The recommendations also highlight the need for greater avenues for exploited workers and victims of trafficking to access justice. 

“Australia is now out of step with other countries and regions, such as the United States and the European Union, who have implemented more forceful legislation, or have draft laws pending, and Australian business is lagging behind responsible corporate behaviour elsewhere,” she says. 

In 2022, the US passed a forced labour law that presumes any goods imported into the US from Xinjiang, China, are the products of forced labour. “Australia should also introduce a forced labour import ban that places the onus on companies to show that there's no risk of forced labour [in their supply chains but with one key difference],” she says. 

While Xinjiang is a contemporary example of state-sponsored forced labour on a massive scale, forced labour is not confined to one region, she says. “There’s slavery in Australia, in America, in Thailand… Rather regionally focused, the ban should target forced labour wherever it occurs,” she says.

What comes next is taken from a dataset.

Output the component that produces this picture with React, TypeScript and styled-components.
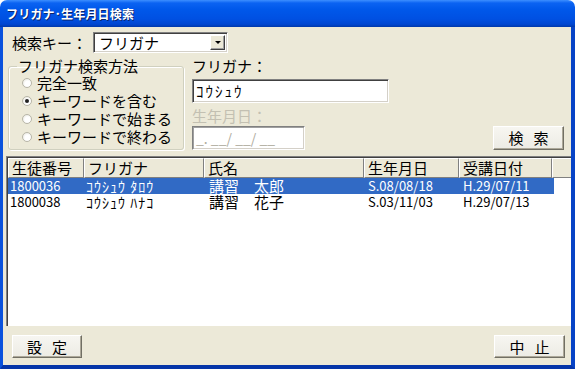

In the Australian fresh produce industry, for example, work is often done by transient labour – students on visas, backpackers, migrant workers – with workers paid piecemeal rates rather than minimum wage. “There’s [also] a lack of oversight of working conditions; those workers are often some of our most vulnerable people,” she says. 

Exploitative conditions can include long hours, underpayment of wages, unpaid overtime and threats of coercion, she says. “The transition from exploitation to modern slavery is not a hard line: modern slavery exists on a continuum. Companies need to ensure from the start that their working conditions don’t exploit workers, so [the situation] doesn't disintegrate and generate worse working conditions which could lead to slavery.”